Pretendo ainda sublinhar a importância justamente dada pelo senhor Ministro
da Defesa Nacional à modernização da infraestrutura industrial e da base
tecnológica de defesa ,traduzida em programas no valor de 11 milhões e meio de
contos, nos 6 anos de vigência da Lei.
Sr Presidente
Senhores membros do Governo
Senhores Deputados
A programação militar tem o objectivo de servir e é determinada pelo
Sistema de Forças Nacional, pelas Missões das FFAA, pelo Conceito Estratégico
Militar e acima deste pelo Conceito Estratégico de Defesa Nacional.
Isto quer dizer que as armas, equipamentos, infraestruturas que hoje aqui
apreciamos devem ser os mais adequadas àqueles conceitos.
Aliás, foi nalguma medida para dar suporte conceptual à actual proposta de
lei que este ano, em 8 de Janeiro, foi aprovado o novo Conceito Estratégico
Militar as Missões Específicas das FFAA e o Sistema de Forças Nacionais.
O Conceito Estratégico Militar e os outros documentos orientadores
subordinados, vêm preencher o vazio legal deixado pela interrupção do processo
decisório sobre o Conceito Estratégico Militar que fora aprovado em 1995 mas
não confirmado pelo Conselho Superior de Defesa Nacional.

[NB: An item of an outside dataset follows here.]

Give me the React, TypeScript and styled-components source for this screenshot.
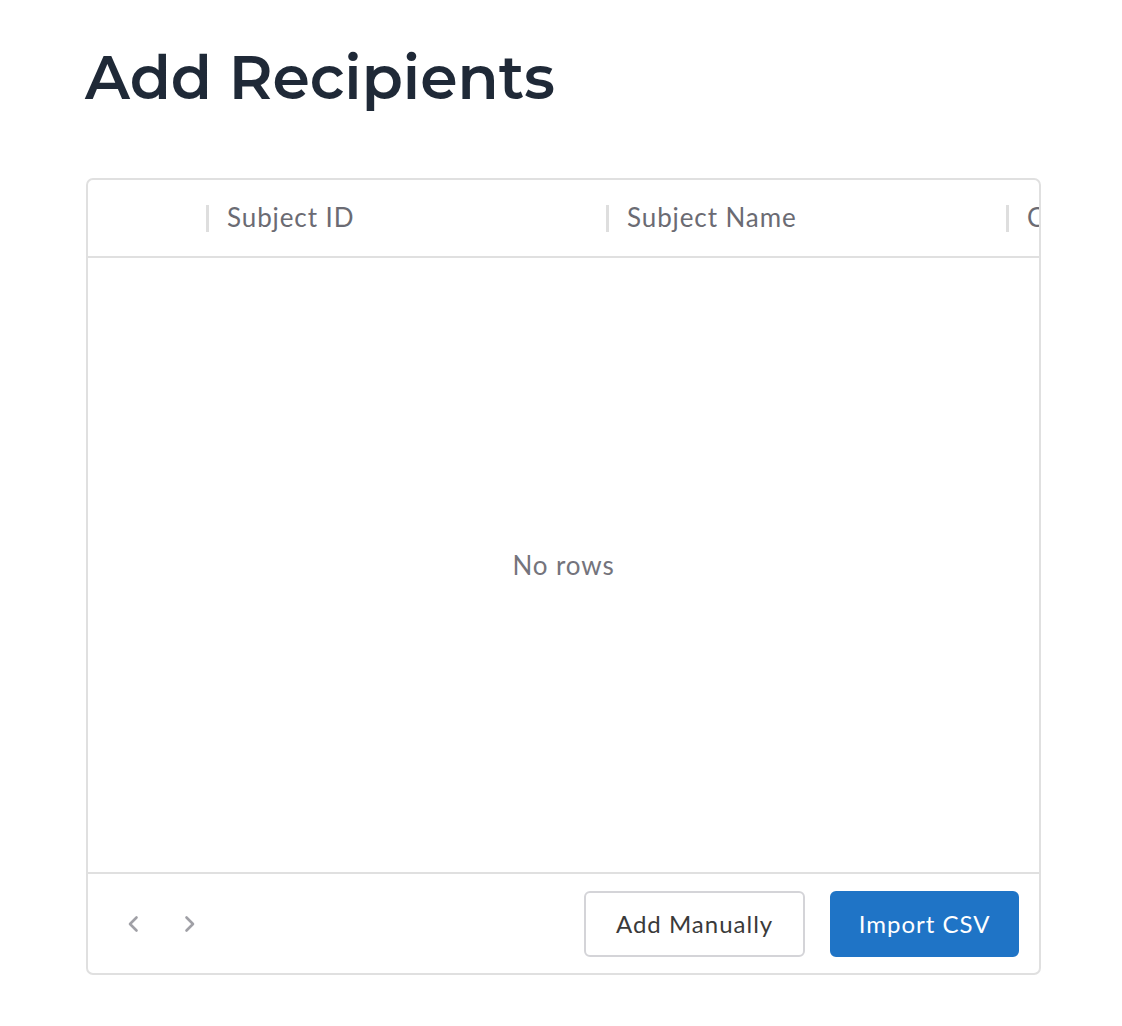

Por outro lado o Conceito Estratégico de Defesa Nacional aprovado em 1994,
está relativamente ultrapassado e necessita de revisão. Escusado será dizer que
todos os outros documentos que acima mencionei e se lhe subordinam não passam
de provisórios e intercalares como aliás na sua redacção o Governo e o Conselho
Superior de Defesa Nacional expressamente afirmam.

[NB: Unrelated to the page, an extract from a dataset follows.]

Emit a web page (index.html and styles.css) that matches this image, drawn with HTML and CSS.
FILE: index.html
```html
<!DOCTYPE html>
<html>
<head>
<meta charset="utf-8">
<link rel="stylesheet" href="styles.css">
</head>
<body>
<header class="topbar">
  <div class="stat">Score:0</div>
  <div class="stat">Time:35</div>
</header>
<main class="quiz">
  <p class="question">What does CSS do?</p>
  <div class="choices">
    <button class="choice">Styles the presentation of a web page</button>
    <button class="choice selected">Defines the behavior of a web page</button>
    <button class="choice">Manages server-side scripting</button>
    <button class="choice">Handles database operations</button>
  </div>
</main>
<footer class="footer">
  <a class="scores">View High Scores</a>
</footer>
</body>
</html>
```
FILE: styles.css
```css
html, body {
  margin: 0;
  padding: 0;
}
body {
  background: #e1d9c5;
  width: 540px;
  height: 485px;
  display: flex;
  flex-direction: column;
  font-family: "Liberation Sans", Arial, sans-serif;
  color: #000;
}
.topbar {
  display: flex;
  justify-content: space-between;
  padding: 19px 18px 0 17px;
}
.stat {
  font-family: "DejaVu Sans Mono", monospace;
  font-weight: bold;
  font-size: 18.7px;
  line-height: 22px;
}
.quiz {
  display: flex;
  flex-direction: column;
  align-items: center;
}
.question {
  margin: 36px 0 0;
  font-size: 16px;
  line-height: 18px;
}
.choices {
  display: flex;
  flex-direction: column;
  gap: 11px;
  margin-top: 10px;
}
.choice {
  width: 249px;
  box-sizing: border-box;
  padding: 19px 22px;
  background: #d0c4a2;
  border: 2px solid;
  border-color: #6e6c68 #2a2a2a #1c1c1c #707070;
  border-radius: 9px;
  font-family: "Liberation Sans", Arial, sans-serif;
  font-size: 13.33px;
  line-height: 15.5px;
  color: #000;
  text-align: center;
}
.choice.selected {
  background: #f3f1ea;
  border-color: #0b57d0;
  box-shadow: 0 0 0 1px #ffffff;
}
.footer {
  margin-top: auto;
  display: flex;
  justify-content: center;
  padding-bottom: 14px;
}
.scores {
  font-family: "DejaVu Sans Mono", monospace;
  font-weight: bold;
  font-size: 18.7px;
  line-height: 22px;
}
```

Se mais não acrescentasse a estas considerações, e coonestando-as quem me
ouve, este debate parlamentar poderia parecer bastante precário e provisório
ele próprio.
Foi isto mesmo que o senhor deputado João Amaral aqui acabou de dizer.

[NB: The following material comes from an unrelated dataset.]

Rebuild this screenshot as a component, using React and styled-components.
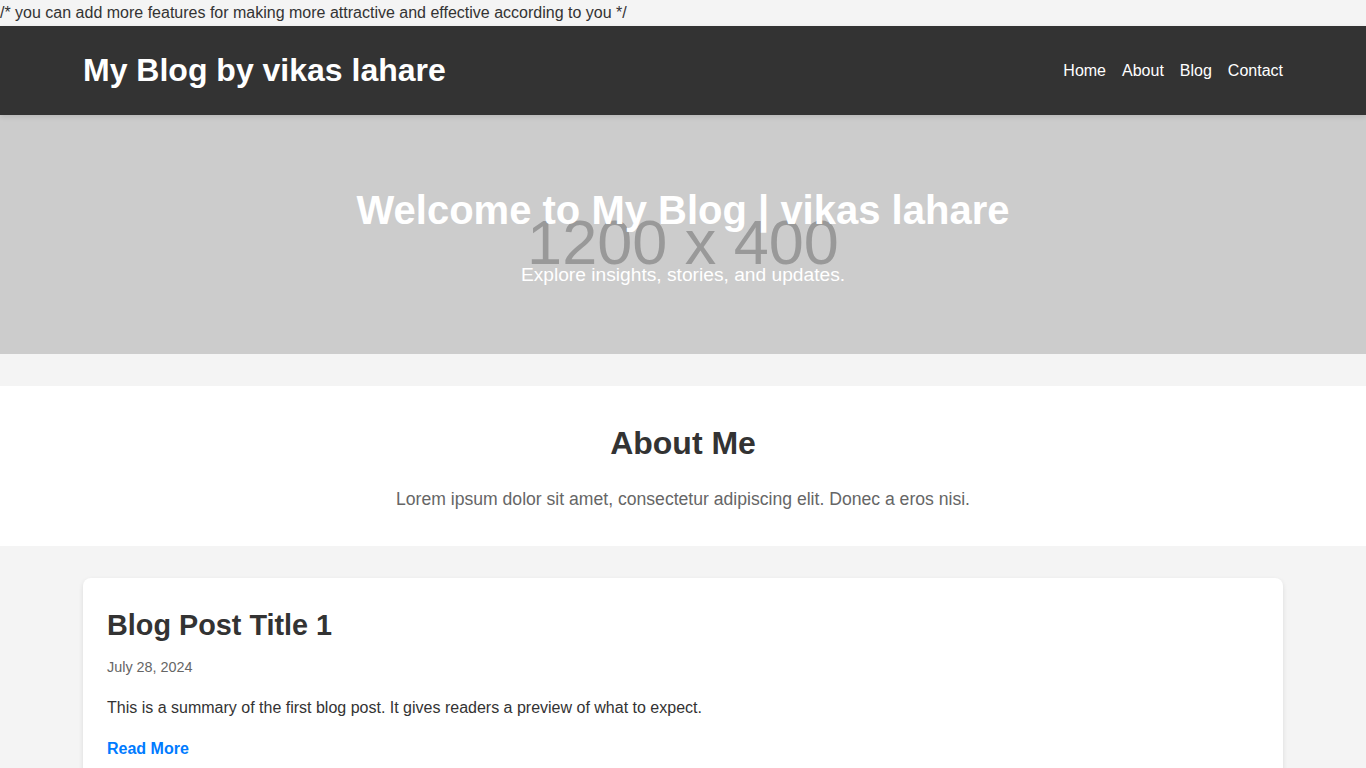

Disse bem ao dizer que os conceitos estratégicos precisam de actualização mas
tirou a conclusão errada ao invalidar as condições para a apreciação e eventual
aprovação desta proposta do Governo.
A sua argúcia e estudo dos "dossiers", a que nos habituou não
deixaria passar isto em claro! Por isso não me foi difícil adivinhar que
procuraria argumentar por aqui e por isso lhe trago preparada a resposta.
Senhor deputado
A relativa desactualização dos Conceitos Estratégicos não diminui a
sustentabilidade desta LPM.
Isso decorre do facto de este programa de investimentos, elaborado pelas
FFAA e pelo Ministério da Defesa, ter em conta a nova realidade política e
estratégica e os seus últimos desenvolvimentos. Ter em conta as grandes
transformações por que as FFAA estão a passar com o crescente peso do
voluntariado e a eventual suspensão do serviço militar obrigatório.
Por isso, no actual quadro legal contido naqueles conceitos, algo
provisório, faz sentido e ganha relevo a flexibilidade da lei quadro da
programação militar já aqui bastante analisada.
Também no sentido da relativização da importância do carácter provisório
dos conceitos de defesa para a avaliação desta proposta do Governo, concorre o
facto de que a generalidade da armas a comprar, dos sistemas de comunicações a
desenvolver, e da doutrina a aplicar corresponderem já aos recentes e mais
modernos conceitos de Forças Operacionais Conjuntas e Combinadas e à doutrina
que privilegia elevados padrões de operacionalidade, mobilidade e
flexibilidade, estrutura modelar das grandes unidades e a sua utilização na
Defesa Própria do Território Nacional, nas missões da OTAN, da UEO das Forças
Europeias, em missões de Paz, de gestão de crises, em missões de carácter
público e apoio às populações.
Tendo tudo isto presente assim como a larga consensualidade sobre estes
conceitos, com a excepção natural do PCP, sou levado a pensar que não é grande
o risco de que venha a prevalecer no quadro nacional e internacional a doutrina
militar do PCP e, então sim, a ruírem os pilares que dão sustentabilidade a
esta programação militar.
O Governo propõe ao parlamento e ao país que dos impostos que teremos de
pagar nos próximos seis anos reservemos 215 milhões de contos para renovarmos
submarinos, aviões e helicópteros que estão a chegar ou já chegaram ao fim das
suas capacidades, para apoiarmos a nossa investigação e indústria de defesa,
modernizarmos as Forças Armadas e permitirmos que elas cumpram a missão de nos
defender, de apoiar no exterior a nossa política externa e de aumentar o
prestígio de Portugal no Mundo.
Gostaria de, a este propósito, prestar a minha homenagem às Forças Armadas
Portuguesas e sublinhar o papel de elevada capacidade, profissionalismo e brio
por elas demonstrado na presente crise que atravessa a Guiné Bissau.
Não só por isto mas também pelo seu continuado bom desempenho, em missões
particularmente complexas como as da Bósnia-Herzegovina ou da UNAVEM, em
Angola, elas são credoras do nosso orgulho e muito têm contribuído, desde que
somos um país democrático, para o prestígio internacional de Portugal.